↓
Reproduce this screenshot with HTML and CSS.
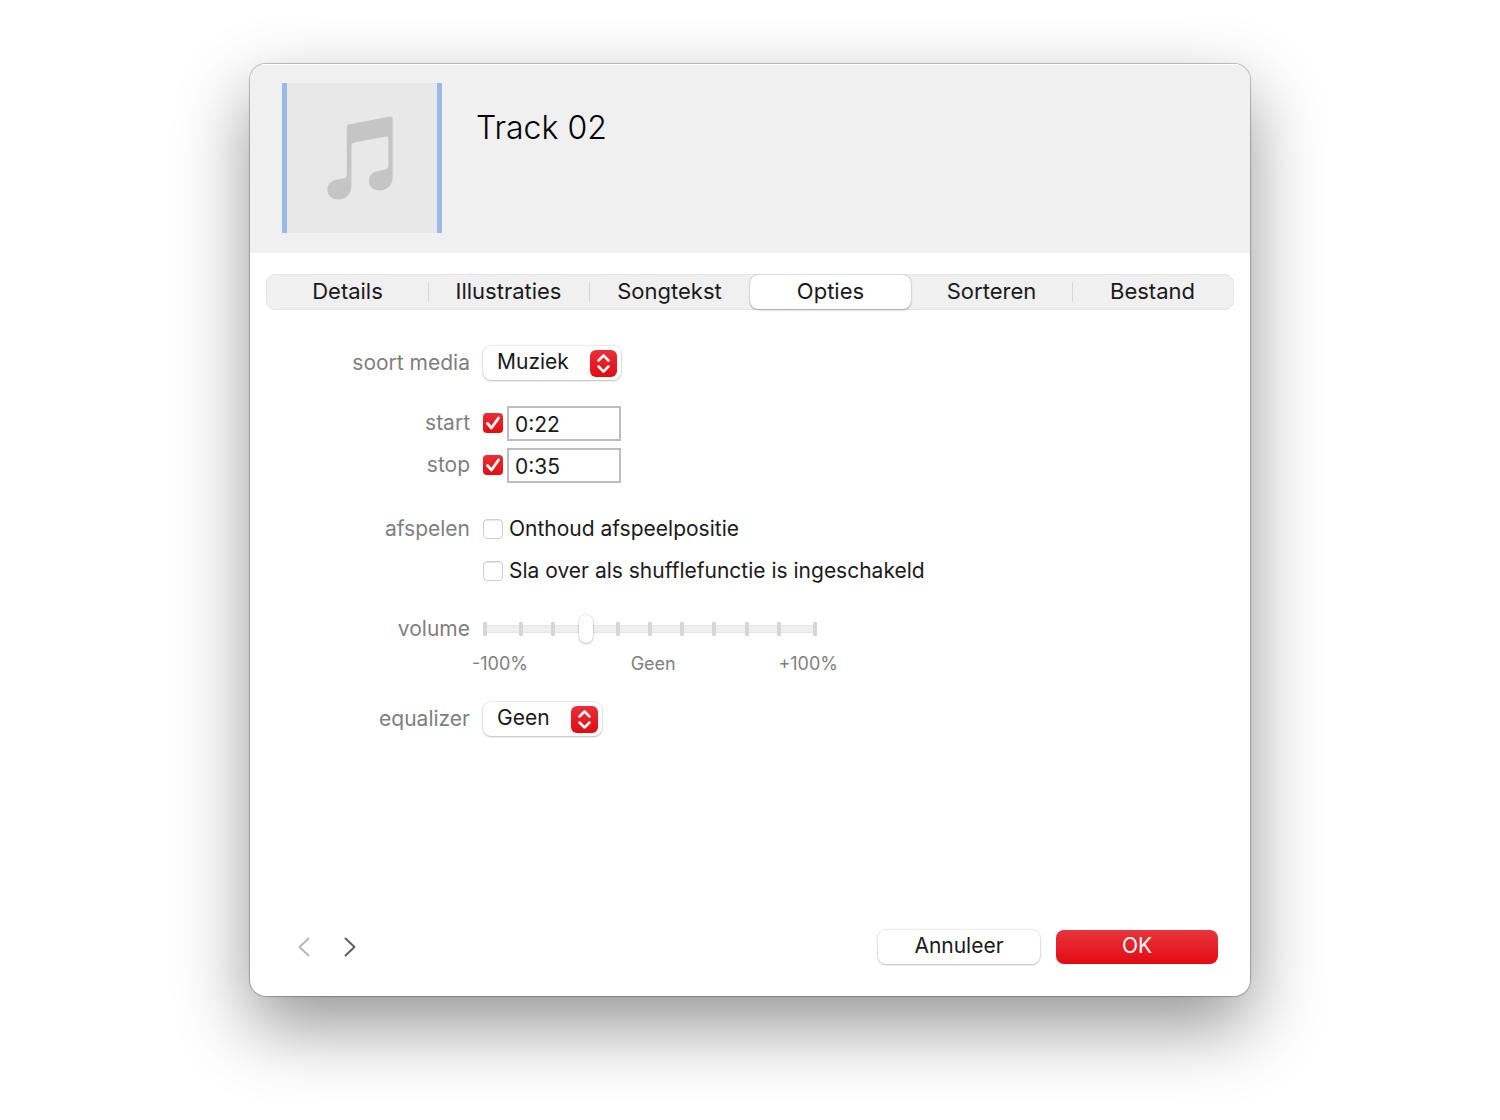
FILE: index.html
```html
<!DOCTYPE html>
<html lang="nl">
<head>
    <meta charset="UTF-8">
    <meta name="viewport" content="width=device-width, initial-scale=1.0">
    <title>Track 02</title>
    <link rel="stylesheet" href="styles.css">
</head>
<body>
    <main class="dialog">
        <header class="header">
            <div class="artwork">
                <svg width="66" height="84" viewBox="49 33 197 250" aria-hidden="true">
                    <path fill="#c5c5c5" d="M108 66Q108 60 114 58L236 34Q245 33 245 42V215C245 240 228 255 207 255C188 255 174 243 174 226C174 209 186 199 205 196L222 193Q232 191 232 180V99Q232 93 226 94L130 112Q122 114 122 121V240C122 266 104 282 82 282C64 282 50 270 50 253C50 236 62 225 80 222L98 219Q108 217 108 207Z"/>
                </svg>
            </div>
            <h1 class="title">Track 02</h1>
        </header>

        <nav class="tabs">
            <button class="tab" type="button">Details</button>
            <button class="tab divided" type="button">Illustraties</button>
            <button class="tab divided" type="button">Songtekst</button>
            <button class="tab active" type="button">Opties</button>
            <button class="tab" type="button">Sorteren</button>
            <button class="tab divided" type="button">Bestand</button>
        </nav>

        <form class="options">
            <div class="group">
                <div class="row">
                    <label class="label" for="media">soort media</label>
                    <div class="popup">
                        <select class="select" id="media">
                            <option>Muziek</option>
                        </select>
                        <svg class="arrows" width="27" height="27" viewBox="0 0 27 27" aria-hidden="true">
                            <path d="M8.5 10.5L13.5 5.5L18.5 10.5M8.5 16.5L13.5 21.5L18.5 16.5"/>
                        </svg>
                    </div>
                </div>
            </div>

            <div class="group">
                <div class="row">
                    <label class="label" for="start">start</label>
                    <div class="time">
                        <input class="check" type="checkbox" aria-label="start" checked>
                        <input class="field" type="text" id="start" value="0:22">
                    </div>
                </div>
                <div class="row">
                    <label class="label" for="stop">stop</label>
                    <div class="time">
                        <input class="check" type="checkbox" aria-label="stop" checked>
                        <input class="field" type="text" id="stop" value="0:35">
                    </div>
                </div>
            </div>

            <div class="group playback">
                <div class="row">
                    <span class="label">afspelen</span>
                    <label class="choice"><input class="check" type="checkbox">Onthoud afspeelpositie</label>
                </div>
                <div class="row">
                    <span class="label"></span>
                    <label class="choice"><input class="check" type="checkbox">Sla over als shufflefunctie is ingeschakeld</label>
                </div>
            </div>

            <div class="group">
                <div class="row slider-row">
                    <label class="label" for="volume">volume</label>
                    <div class="slider">
                        <div class="ticks">
                            <i></i><i></i><i></i><i></i><i></i><i></i><i></i><i></i><i></i><i></i><i></i>
                        </div>
                        <input class="range" type="range" id="volume" min="-100" max="100" value="-40">
                    </div>
                </div>
                <div class="row scale-row">
                    <span class="label"></span>
                    <div class="scale">
                        <span>-100%</span>
                        <span>Geen</span>
                        <span>+100%</span>
                    </div>
                </div>
            </div>

            <div class="group">
                <div class="row">
                    <label class="label" for="equalizer">equalizer</label>
                    <div class="popup">
                        <select class="select" id="equalizer">
                            <option>Geen</option>
                        </select>
                        <svg class="arrows" width="27" height="27" viewBox="0 0 27 27" aria-hidden="true">
                            <path d="M8.5 10.5L13.5 5.5L18.5 10.5M8.5 16.5L13.5 21.5L18.5 16.5"/>
                        </svg>
                    </div>
                </div>
            </div>
        </form>

        <footer class="footer">
            <button class="arrow" type="button" aria-label="Vorige" disabled>
                <svg width="12" height="20" viewBox="0 0 12 20"><path d="M10.500 1.500L1.500 10L10.500 18.500"/></svg>
            </button>
            <button class="arrow" type="button" aria-label="Volgende">
                <svg width="12" height="20" viewBox="0 0 12 20"><path d="M1.500 1.500L10.500 10L1.500 18.500"/></svg>
            </button>
            <div class="actions">
                <button class="btn" type="button">Annuleer</button>
                <button class="btn primary" type="button">OK</button>
            </div>
        </footer>
    </main>
</body>
</html>
```

FILE: styles.css
```css
* {
    box-sizing: border-box;
}

body {
    margin: 0;
    background-color: #fff;
    color: #1a1a1a;
    font-family: Inter, "Liberation Sans", sans-serif;
    font-size: 21px;
    line-height: 28px;
}

button,
input,
select {
    font: inherit;
    color: inherit;
}

.dialog {
    display: flex;
    flex-direction: column;
    width: 66.6667%;
    min-width: 760px;
    min-height: calc(100vh - 188px);
    margin: 64px auto 124px;
    overflow: hidden;
    background-color: #fff;
    border-radius: 16px;
    box-shadow: 0 0 1px 1px rgba(0, 0, 0, 0.24), 0 30px 72px rgba(0, 0, 0, 0.42);
}

.header {
    display: flex;
    gap: 34px;
    padding: 19px 32px 20px;
    background-color: #f0f0f0;
    box-shadow: inset 0 1px 0 #fff;
}

.artwork {
    display: flex;
    justify-content: center;
    align-items: center;
    width: 160px;
    height: 150px;
    padding-right: 5px;
    background-color: #e8e8e8;
    border: solid #9bb9e6;
    border-width: 0 5px;
}

.title {
    margin: 24px 0 0;
    color: #000;
    font-size: 32px;
    font-weight: 300;
    line-height: 42px;
}

.tabs {
    display: grid;
    grid-template-columns: repeat(6, 1fr);
    margin: 21px 16px 0;
    background-color: #f0f0f0;
    border: 1px solid #e6e6e6;
    border-radius: 9px;
    font-size: 22px;
}

.tab {
    height: 34px;
    padding: 0 0 2px;
    background: none;
    border: 0;
}

.divided {
    background: linear-gradient(#d6d6d6, #d6d6d6) left center / 1px 20px no-repeat;
}

.active {
    background-color: #fff;
    border-radius: 8px;
    box-shadow: 0 0 1px rgba(0, 0, 0, 0.3), 0 1px 2px rgba(0, 0, 0, 0.3);
}

.options {
    display: flex;
    flex-direction: column;
    gap: 24px;
    padding: 35px 16px 0 0;
}

.group {
    display: flex;
    flex-direction: column;
    gap: 6px;
}

.playback {
    margin-top: 4px;
}

.row {
    display: grid;
    grid-template-columns: 220px 1fr;
    gap: 13px;
    align-items: center;
    min-height: 36px;
}

.label {
    color: #7f7f7f;
    text-align: right;
}

.popup {
    display: grid;
    align-items: center;
    justify-self: start;
}

.select {
    grid-area: 1 / 1;
    height: 34px;
    padding: 0 52px 2px 14px;
    appearance: none;
    background-color: #fff;
    border: 0;
    border-radius: 8px;
    box-shadow: 0 0 1px 1px rgba(0, 0, 0, 0.08), 0 1px 2px rgba(0, 0, 0, 0.2);
}

.arrows {
    grid-area: 1 / 1;
    justify-self: end;
    margin-right: 4px;
    background: linear-gradient(#e8303a, #e30b13);
    border-radius: 6px;
    pointer-events: none;
}

.arrows path {
    fill: none;
    stroke: #fff;
    stroke-width: 2.5;
    stroke-linecap: round;
    stroke-linejoin: round;
}

.time {
    display: flex;
    align-items: center;
    gap: 4px;
}

.check {
    flex: none;
    width: 20px;
    height: 20px;
    margin: 0;
    appearance: none;
    background-color: #fff;
    border: 1px solid #cfcfcf;
    border-radius: 4px;
    box-shadow: inset 0 1px 1px rgba(0, 0, 0, 0.1);
}

.check:checked {
    background: url("data:image/svg+xml,%3Csvg xmlns='http://www.w3.org/2000/svg' viewBox='0 0 20 20'%3E%3Cpath d='M4.500 10.500L8.500 15L15.500 5' fill='none' stroke='white' stroke-width='2.800' stroke-linecap='round' stroke-linejoin='round'/%3E%3C/svg%3E") center / 20px no-repeat, linear-gradient(#e8303a, #e30b13);
    border: 0;
    box-shadow: none;
}

.field {
    width: 114px;
    height: 35px;
    padding: 2px 6px 0;
    background-color: #fff;
    border: 2px solid #bdbdbd;
    border-radius: 0;
}

.choice {
    display: flex;
    align-items: center;
    gap: 6px;
}

.slider-row {
    min-height: 32px;
}

.slider {
    display: grid;
    align-items: center;
    width: 334px;
}

.ticks {
    grid-area: 1 / 1;
    display: flex;
    justify-content: space-between;
    background: linear-gradient(#e2e2e2, #f0f0f0 2px, #f0f0f0 6px, #e2e2e2) center / 100% 8px no-repeat;
}

.ticks i {
    width: 4px;
    height: 14px;
    background-color: #d6d6d6;
    border-radius: 1px;
}

.ticks i:first-child {
    margin-right: 4px;
}

.ticks i:last-child {
    margin-left: 4px;
}

.range {
    grid-area: 1 / 1;
    width: 100%;
    height: 28px;
    margin: 0;
    appearance: none;
    background: none;
}

.range::-webkit-slider-thumb {
    width: 14px;
    height: 28px;
    appearance: none;
    background-color: #fff;
    border-radius: 7px;
    box-shadow: 0 0 1px 1px rgba(0, 0, 0, 0.08), 0 1px 2px rgba(0, 0, 0, 0.2);
}

.scale-row {
    min-height: 26px;
}

.scale {
    display: flex;
    justify-content: space-between;
    width: 366px;
    margin-left: -11px;
    color: #7f7f7f;
    font-size: 18px;
    line-height: 20px;
}

.footer {
    display: flex;
    align-items: center;
    gap: 34px;
    margin-top: auto;
    padding: 0 32px 32px 48px;
}

.arrow {
    display: flex;
    padding: 0;
    background: none;
    border: 0;
}

.arrow path {
    fill: none;
    stroke: #606060;
    stroke-width: 2;
    stroke-linecap: round;
    stroke-linejoin: round;
}

.arrow:disabled path {
    stroke: #b8b8b8;
}

.actions {
    display: flex;
    gap: 16px;
    margin-left: auto;
}

.btn {
    width: 162px;
    height: 34px;
    padding: 0 0 2px;
    background-color: #fff;
    border: 0;
    border-radius: 8px;
    box-shadow: 0 0 1px 1px rgba(0, 0, 0, 0.08), 0 1px 2px rgba(0, 0, 0, 0.2);
}

.primary {
    background: linear-gradient(#e8343b, #e30b13);
    box-shadow: none;
    color: #fff;
}
```
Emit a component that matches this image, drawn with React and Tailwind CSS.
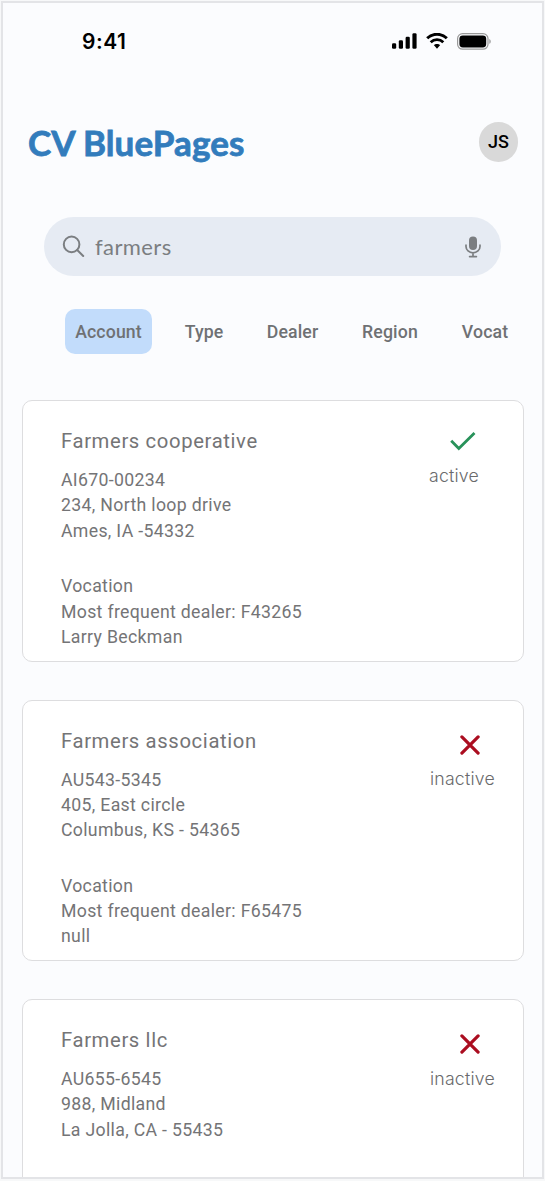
↑
- _GOAL OF THE EXERCISE_
Gather from the entries above all lines that include the string "with".

- _RESULT OF THIS EXERCISE_
Reproduce this screenshot with HTML and CSS.
Emit a component that matches this image, drawn with React and Tailwind CSS.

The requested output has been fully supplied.